Most families living in the Meer Ghat neighborhood haven’t gone to school and are lacking reading and writing skills yet they make due. Others have had some basic schooling….but what impresses me is how this new younger generation has learned to speak English so well and how many of them have picked up phrases in different languages such as Japanese, Korean, Chinese, Spanish, French and others so they can quickly engage tourists in hopes of doing some business with them. Many boys have started working at very young ages out of necessity to help their families and have gained a tremendous amount of working experience very early in life.

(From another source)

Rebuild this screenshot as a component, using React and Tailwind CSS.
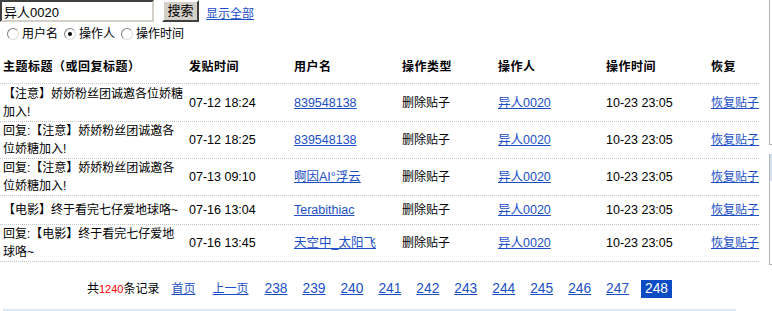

I was personal secretary to most of these “entrapeneurs”….writing and replying to text messages from customers coming to Varanasi and setting up Facebook pages for them as well as local guest houses and shops that wouldn’t otherwise have access to getting things online. I was happy to help those who wanted the help.
Lonely Planet and many of the guide books and travel advice you find online often discourage tourists visiting Varanasi from using the services of these street guides implying that they are not trustworthy and will cheat you. I can’t vouch for all of Varanasi, but I know the boys of Meer Ghat are doing honest work. They work hard and “know” Varanasi better than any outside guide a hotel might arrange for you.
It’s true that everyone is looking to make a buck….but that’s what we do when we work….we work, we get paid. It pains me every time I see tourists haggling and chiseling down the prices for a boat ride or a 3 hour walking tour of the area just because they think the guides are not worthy of getting paid more and they want to save $1. Really! This thinking is closed minded and ignorant. The prices are fair and the quality of information and service tourists received is top notch.
Varanasi is a difficult place to navigate. Try getting lost for 3 hours on your own in Varanasi….then the tour price will seem like a steal! Everyone is so keen to follow the trend these days to eat and shop “local”, why are so many tourists (and, yes, this includes backpackers trying to save a rupee) so unwilling to support the young working guides, boat men and shop owners to get one foot forward in life?
I have been to family meals at their homes for holidays, weddings, gone on excursions, watched them play, joke and fight as brothers do. The boys of Meer Ghat have grown up together and their families have lived in these their respective family homes for generations.
Now they are getting savvy about Social Media too and all have Facebook accounts so they can keep in touch with clients and future clients. They are also are starting to jump on the Trip Advisor bandwagon with listings of their own and prompting clients to write reviews for them….and it’s working. These 13, 14 and 15 year olds are getting new clients from good referrals each day from all over the world.
Rahul grew up with all these people, he knows everyone in the Meer Ghat and the Main Ghat area….and by default, now I do too. It’s been a fun experience to really get to know the locals and be able to break the barrier from tourist to friend….or auntie as they call me.
Commission – Myth or Reality
The dirty dark secret is that yes, it’s true….Varanasi is a heavily commission based city. It’s what all the locals live off of. However, tourists shouldn’t be alarmed by this. The silk shops, boat rides, restaurants, aromatherapy shops that you might be taken to and buying things from are still giving you good prices and discounts. The commissions that the locals earn by bringing customers to shops or boats don’t effect the prices or quality of the items you are paying for. If you went on your own you would pay the same prices, the commission is coming out of the shop owners pocket as a thank you for bringing customers. Commission is not evil, it’s just what makes Varanasi go round.